CRYSTAL CLEAR

"No man can wear one face to himself and another to the multitude, without finally getting bewildered as to which one may be true,". - Oscar Wilde
According to Henry David Thoreau, the "mass of men lead lives of quiet desperation." In the case of Walter White, however, throughout his epic narrative arc in Vince Gilligan’s Breaking Bad, the opposite seems true. For when confronted with the very real prospect of his own mortality, he becomes his truest self: his internal demons are unleashed, and all hell breaks loose. Walt's alter ego, Heisenberg, becomes the logical construct through which he compartmentalises the collapse of his moral universe as Mr. White. Yet even then, the separation remains uneasy, as he is torn between being a drug kingpin, husband, father, and schoolteacher—desperately trying to reconcile his former moral self with his present amoral one.
This raises a dilemma for many of us: if we are to achieve our full potential—whether for good or ill—do we truly grasp the consequences of the ambition we believe will liberate us from the fear of a quietly desperate, unfulfilled life? No doubt, the very awareness of such a notion could be seen as a luxury—born of living in a delusional West with its culture in which the individual's belief in being unique or special has long been a way of selling dreams to suckers, while profiting from their hopes and aspirations, until they reach the end of life with little to show for it beyond forgotten manuscripts and "almost made it" stories.

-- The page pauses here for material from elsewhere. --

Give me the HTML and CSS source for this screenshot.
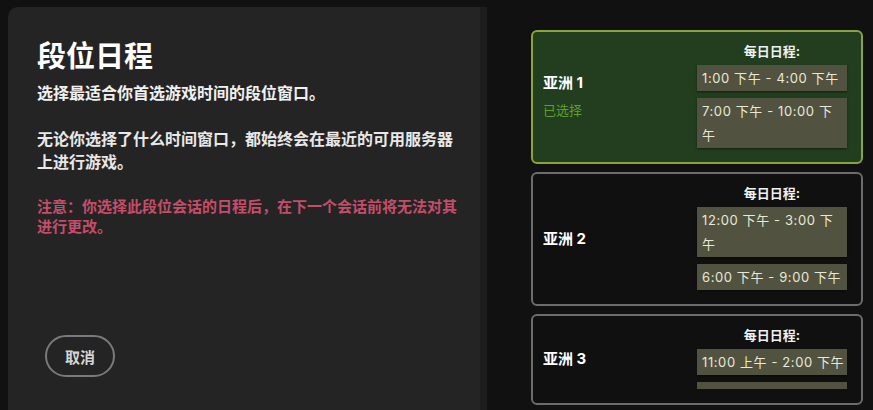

As for me, I’ve witnessed a Walter White–like obsession with ambition in others—driven to manic heights—and I’ve occasionally caught glimpses of it in my own reflection. The caveat, however, is that my layabout streak has always held me back from going full mad scientist with my dreams and schemes. Is that restraint innate, or is it born of some deep-rooted fear? Whatever it is, it’s certainly not something that troubles Walter White once he embarks on his rise to the top of the drug trade, wielding his scientific skills to both brilliant and terrible effect.
Alas for those that never sing,
But die with all their music in them. - Oliver Wendell Holmes
I must admit, re-watching Breaking Bad nearly a decade after its final episode aired in 2013 has broken me down in the way a master schools a student in a mountain temple in an old martial arts film. The sheer, laser-like focus of the show from start to finish has overwhelmed me and taught me that my initial petty complaints about it were ill-founded. Perhaps it’s simply the age I am now, but watching this Everest of television has moved me in unexpected ways especially the realisation that to truly know a character, as series creator Vince Gilligan and actor Bryan Cranston did with Walter, is to truly know yourself, and the full expanse of the human condition.
It is the endless multitudes that reveal themselves as you peel back the layers of the onion, with a character who provides a universe of themes and emotions. That is what touches me so deeply when I fully appreciate what Gilligan and his team achieved with this extraordinary show. This is where raw honesty in the creative process triumphs over superficial toying with archetypes or cardboard cut-out characters—something I have been all too guilty of at times.
Ultimately, Breaking Bad is as much a show about the pursuit of excellence as it is about morality, and it can easily be read as a metaphor for the creative process itself. Walter's ability to alienate everyone in the pursuit of his ambition is both a cautionary tale and an inspiration—an eternal paradox.